The contemporary institutional memory of Siddhendra Yogi is sustained through named bodies and figures. The Siddhendra Kalakshetra at Kuchipudi village functions as a centre for training and commemoration. Twentieth-century masters such as Vedantam Lakshminarayana Sastry, Vempati Chinna Satyam—who founded the Kuchipudi Art Academy in Madras in 1963—and Vedantam Satyanarayana Sarma carried the lineage into the proscenium era and onto national stages. The Sangeet Natak Akademi's recognition of Kuchipudi as a classical form, and its inclusion among the styles taught at institutions such as Kalakshetra and Potti Sreeramulu Telugu University, repeatedly invoke Siddhendra Yogi as the originating authority. For examination purposes, he is paired in the same breath as the form he is said to have founded.
Siddhendra Yogi must be distinguished from adjacent figures and forms with which he is easily confused. He is not to be conflated with Tirtha Narayana Yati (Narayana Tirtha), the author of the Krishna Lila Tarangini, whose tarangams were absorbed into Kuchipudi repertoire but who belongs to a distinct compositional lineage. Nor should Kuchipudi itself be merged with Bharatanatyam, the Tamil temple-dance form associated with the devadasi tradition and codified by the Tanjore Quartet, despite shared roots in the Natya Shastra. Kuchipudi's defining dramatic, narrative, and originally all-male character separates it from the solo, female-centred Bharatanatyam, and Siddhendra Yogi's authored dance-drama is the historical pivot on which that distinction turns.
Scholarly debate surrounds the historicity and dating of Siddhendra Yogi. No firmly dated manuscript or inscription securely fixes his lifetime, and the figure functions in part as a tradition-founder around whom Kuchipudi's self-narrative has crystallized—comparable to how Bharata is invoked for the Natya Shastra. The shift of the form from an exclusively male, village, ritual practice to a gender-inclusive, urban, proscenium art in the twentieth century—with women such as Yamini Krishnamurthy and Shobha Naidu becoming celebrated exponents—represents a transformation of the very covenant Siddhendra Yogi is said to have established.
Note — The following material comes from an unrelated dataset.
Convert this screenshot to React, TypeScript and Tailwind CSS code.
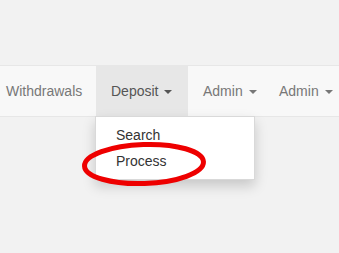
import React from "react";

const Caret = () => (
  <span className="ml-[2px] inline-block h-0 w-0 border-x-[4px] border-t-[4px] border-x-transparent border-t-current align-middle" />
);

const NavItem = ({ label, caret, active, width }: { label: string; caret?: boolean; active?: boolean; width: string }) => (
  <li className={`${width} h-[50px] shrink-0 ${active ? "bg-[#e7e7e7] text-[#555]" : "text-[#777]"}`}>
    <a className="block whitespace-nowrap py-[15px] pl-[15px] leading-5">
      {label}
      {caret && " "}
      {caret && <Caret />}
    </a>
  </li>
);

export default function App() {
  return (
    <div className="h-[253px] w-[339px] overflow-hidden bg-[#f2f2f2] pt-[65px] text-[14px] font-['Liberation_Sans',Arial,sans-serif]">
      <nav className="relative border-y border-[#e7e7e7] bg-[#f8f8f8]">
        <ul className="ml-[-9px] flex">
          <NavItem label="Withdrawals" width="w-[105px]" />
          <li className="relative h-[50px] w-[92px] shrink-0 bg-[#e7e7e7] text-[#555]">
            <a className="block whitespace-nowrap py-[15px] pl-[15px] leading-5">
              Deposit <Caret />
            </a>
            <ul className="absolute left-[-1px] top-full z-10 w-[160px] border border-[rgba(0,0,0,0.15)] bg-white py-[5px] shadow-[0_6px_12px_rgba(0,0,0,0.175)]">
              <li className="px-5 py-[3px] leading-5 text-[#333]">Search</li>
              <li className="px-5 py-[3px] leading-5 text-[#333]">Process</li>
            </ul>
          </li>
          <NavItem label="Admin" caret width="w-[76px]" />
          <NavItem label="Admin" caret width="w-[90px]" />
        </ul>
        <svg className="absolute left-[78px] top-[72px] z-20" width="134" height="52" viewBox="0 0 134 52">
          <ellipse cx="66" cy="26" rx="59.5" ry="19.5" fill="none" stroke="#ee0000" strokeWidth="5" transform="rotate(-2 66 26)" />
        </svg>
      </nav>
    </div>
  );
}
This tension between hereditary custom and modern classicism remains a live theme in cultural-policy discussion and in the form's UNESCO-adjacent intangible-heritage framing.
For the working practitioner—whether a UPSC aspirant preparing the GS Paper I art-and-culture segment, a cultural-affairs officer, or a journalist covering heritage diplomacy—Siddhendra Yogi is a high-yield anchor point. He links a named individual to a recognized classical dance form, the Bhakti movement, Telugu literary history, and the village of Kuchipudi, all of which recur in objective and descriptive questions. Knowing the Bhama Kalapam attribution, the Satyabhama character, the tarangam-on-the-plate signature, and the form's male-Brahmin origin allows a candidate to answer accurately and to differentiate Kuchipudi cleanly from neighbouring classical traditions, which is precisely the discrimination examiners reward.
Example
In 1963, Vempati Chinna Satyam founded the Kuchipudi Art Academy in Madras, carrying forward the dance-drama lineage and Bhama Kalapam repertoire that the tradition attributes to Siddhendra Yogi.
Frequently asked questions
He is the named saint-poet attributed with founding and codifying Kuchipudi, one of India's eight recognized classical dance forms. Questions on art and culture frequently test the link between a classical form and its originating figure, making his attribution to the Bhama Kalapam a high-yield fact.